What you have to do: In the listing below, find every line with the string "styles" and pull it out.

Data block:
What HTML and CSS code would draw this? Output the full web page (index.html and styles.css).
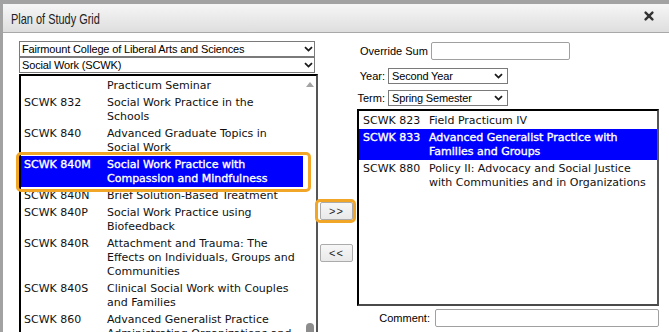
FILE: index.html
```html
<!DOCTYPE html>
<html>
<head>
<meta charset="utf-8">
<link rel="stylesheet" href="styles.css">
</head>
<body>
<div class="dialog">
  <div class="titlebar">
    <span class="title">Plan of Study Grid</span>
    <svg class="close" width="10" height="10" viewBox="0 0 10 10"><path d="M1.6 1.6 L8.4 8.4 M8.4 1.6 L1.6 8.4" stroke="#333" stroke-width="2.4" stroke-linecap="round"/></svg>
  </div>
  <div class="content">
    <div class="left">
      <div class="select wide"><span>Fairmount College of Liberal Arts and Sciences</span><svg class="chev" width="9" height="6" viewBox="0 0 9 6"><path d="M1 1.2 L4.5 4.6 L8 1.2" fill="none" stroke="#1a1a1a" stroke-width="1.8"/></svg></div>
      <div class="select wide"><span>Social Work (SCWK)</span><svg class="chev" width="9" height="6" viewBox="0 0 9 6"><path d="M1 1.2 L4.5 4.6 L8 1.2" fill="none" stroke="#1a1a1a" stroke-width="1.8"/></svg></div>
      <div class="listbox left-list">
        <div class="items">
          <div class="item"><span class="code"></span><span class="name">Practicum Seminar</span></div>
          <div class="item"><span class="code">SCWK 832</span><span class="name">Social Work Practice in the Schools</span></div>
          <div class="item"><span class="code">SCWK 840</span><span class="name">Advanced Graduate Topics in Social Work</span></div>
          <div class="item selected focused"><span class="code">SCWK 840M</span><span class="name">Social Work Practice with Compassion and Mindfulness</span></div>
          <div class="item"><span class="code">SCWK 840N</span><span class="name">Brief Solution-Based Treatment</span></div>
          <div class="item"><span class="code">SCWK 840P</span><span class="name">Social Work Practice using Biofeedback</span></div>
          <div class="item"><span class="code">SCWK 840R</span><span class="name">Attachment and Trauma: The Effects on Individuals, Groups and Communities</span></div>
          <div class="item"><span class="code">SCWK 840S</span><span class="name">Clinical Social Work with Couples and Families</span></div>
          <div class="item"><span class="code">SCWK 860</span><span class="name">Advanced Generalist Practice Administrating Organizations and Communities</span></div>
        </div>
        <div class="scrollbar"><div class="arrow-up"></div><div class="thumb"></div></div>
      </div>
    </div>
    <div class="mid">
      <button class="btn add focused-btn">&gt;&gt;</button>
      <button class="btn remove">&lt;&lt;</button>
    </div>
    <div class="right">
      <div class="row override">
        <span class="lbl">Override Sum</span>
        <span class="input sum"></span>
      </div>
      <div class="row pick year">
        <span class="plabel">Year:</span>
        <div class="select small"><span>Second Year</span><svg class="chev" width="9" height="6" viewBox="0 0 9 6"><path d="M1 1.2 L4.5 4.6 L8 1.2" fill="none" stroke="#1a1a1a" stroke-width="1.8"/></svg></div>
      </div>
      <div class="row pick term">
        <span class="plabel">Term:</span>
        <div class="select small"><span>Spring Semester</span><svg class="chev" width="9" height="6" viewBox="0 0 9 6"><path d="M1 1.2 L4.5 4.6 L8 1.2" fill="none" stroke="#1a1a1a" stroke-width="1.8"/></svg></div>
      </div>
      <div class="listbox right-list">
        <div class="items">
          <div class="item"><span class="code">SCWK 823</span><span class="name">Field Practicum IV</span></div>
          <div class="item selected"><span class="code">SCWK 833</span><span class="name">Advanced Generalist Practice with Families and Groups</span></div>
          <div class="item"><span class="code">SCWK 880</span><span class="name">Policy II: Advocacy and Social Justice with Communities and in Organizations</span></div>
        </div>
      </div>
      <div class="row comment">
        <span class="lbl">Comment:</span>
        <span class="input cmt"></span>
      </div>
    </div>
  </div>
</div>
</body>
</html>
```
FILE: styles.css
```css
* { box-sizing: border-box; }
html, body { margin: 0; padding: 0; }
body {
  width: 669px;
  height: 332px;
  overflow: hidden;
  background: #a2a2a2;
  font-family: "Liberation Sans", Arial, sans-serif;
  color: #000;
}
.dialog {
  margin: 4px 0 0 3px;
  width: 666px;
  height: 328px;
  background: #fff;
}
.titlebar {
  height: 29px;
  display: flex;
  align-items: center;
  justify-content: space-between;
  padding: 0 15px 0 8px;
  background: linear-gradient(#f6f6f6, #dedede);
  border-bottom: 1px solid #a8a8a8;
}
.title {
  font-family: "Liberation Sans", Arial, sans-serif;
  font-size: 15px;
  color: #222;
  display: inline-block;
  transform: scaleX(0.73);
  transform-origin: left center;
}
.close { margin-bottom: 5px; }
.content {
  display: flex;
  align-items: flex-start;
  padding: 8px 0 0 16px;
}
.left { width: 299px; }
.select {
  display: flex;
  align-items: center;
  justify-content: space-between;
  height: 16px;
  border: 1px solid #7a7a7a;
  background: #fff;
  font-size: 11px;
  letter-spacing: -0.15px;
  white-space: nowrap;
}
.select.wide { width: 296px; padding: 0 1px 0 2px; }
.select.small { width: 120px; padding: 0 4px 0 3px; }
.listbox {
  display: flex;
  border-style: solid;
  border-width: 2px;
  border-color: #000 #555 #4a4a4a #000;
  background: #fff;
  font-family: "DejaVu Sans", Verdana, sans-serif;
  font-size: 11px;
  line-height: 14px;
}
.left-list {
  margin-top: 1px;
  width: 299px;
  height: 300px;
}
.items { padding-top: 1px; }
.left-list .items { width: 282px; }
.item {
  display: flex;
  padding: 2px 0 1px 3px;
  color: #111;
  position: relative;
}
.left-list .code { width: 83px; flex: none; }
.left-list .name { width: 190px; }
.item.selected {
  background: #0000ff;
  color: #fff;
  -webkit-text-stroke: 0.35px #fff;
}
.item.focused::after {
  content: "";
  position: absolute;
  top: -4px;
  bottom: -5px;
  left: -5px;
  right: -8px;
  border: 3px solid #f2a628;
  border-radius: 5px;
  z-index: 2;
}
.scrollbar {
  width: 13px;
  display: flex;
  flex-direction: column;
}
.arrow-up {
  margin: 6px 0 0 3px;
  width: 0;
  height: 0;
  border-left: 4.5px solid transparent;
  border-right: 4.5px solid transparent;
  border-bottom: 5px solid #a3a3a3;
}
.thumb {
  margin: 236px 0 0 3px;
  width: 8px;
  height: 30px;
  border-radius: 4px;
  background: #8d8d8d;
}
.mid {
  width: 39px;
  padding-left: 2px;
  display: flex;
  flex-direction: column;
}
.btn {
  width: 33px;
  height: 18px;
  padding: 0;
  font-family: "Liberation Sans", Arial, sans-serif;
  font-size: 11px;
  letter-spacing: 1px;
  color: #222;
  background: linear-gradient(#f7f7f7, #e9e9e9);
  border: 1px solid #ababab;
  border-radius: 2px;
  position: relative;
}
.btn.add { margin-top: 161px; }
.btn.remove { margin-top: 24px; }
.focused-btn::after {
  content: "";
  position: absolute;
  top: -4px;
  bottom: -4px;
  left: -6px;
  right: -4px;
  border: 3px solid #f2a628;
  border-radius: 5px;
}
.right {
  width: 302px;
  display: flex;
  flex-direction: column;
}
.row {
  display: flex;
  align-items: center;
  font-size: 11px;
}
.override { margin-top: 1px; padding-left: 3px; }
.input {
  display: block;
  height: 18px;
  border: 1px solid #a0a0a0;
  border-radius: 2px;
  background: #fff;
}
.sum { width: 139px; margin-left: 3px; }
.plabel {
  width: 31px;
  padding-right: 3px;
  text-align: right;
}
.year { margin-top: 8px; }
.term { margin-top: 6px; }
.right-list {
  margin-top: 3px;
  width: 302px;
  height: 197px;
}
.right-list .items { width: 100%; }
.right-list .item { padding-left: 4px; }
.right-list .code { width: 66px; flex: none; }
.right-list .name { width: 222px; }
.comment {
  margin-top: 3px;
  justify-content: flex-end;
}
.comment .lbl { margin-right: 5px; }
.cmt { width: 224px; }
```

Complete answer:
What HTML and CSS code would draw this? Output the full web page (index.html and styles.css).
<link rel="stylesheet" href="styles.css">
FILE: styles.css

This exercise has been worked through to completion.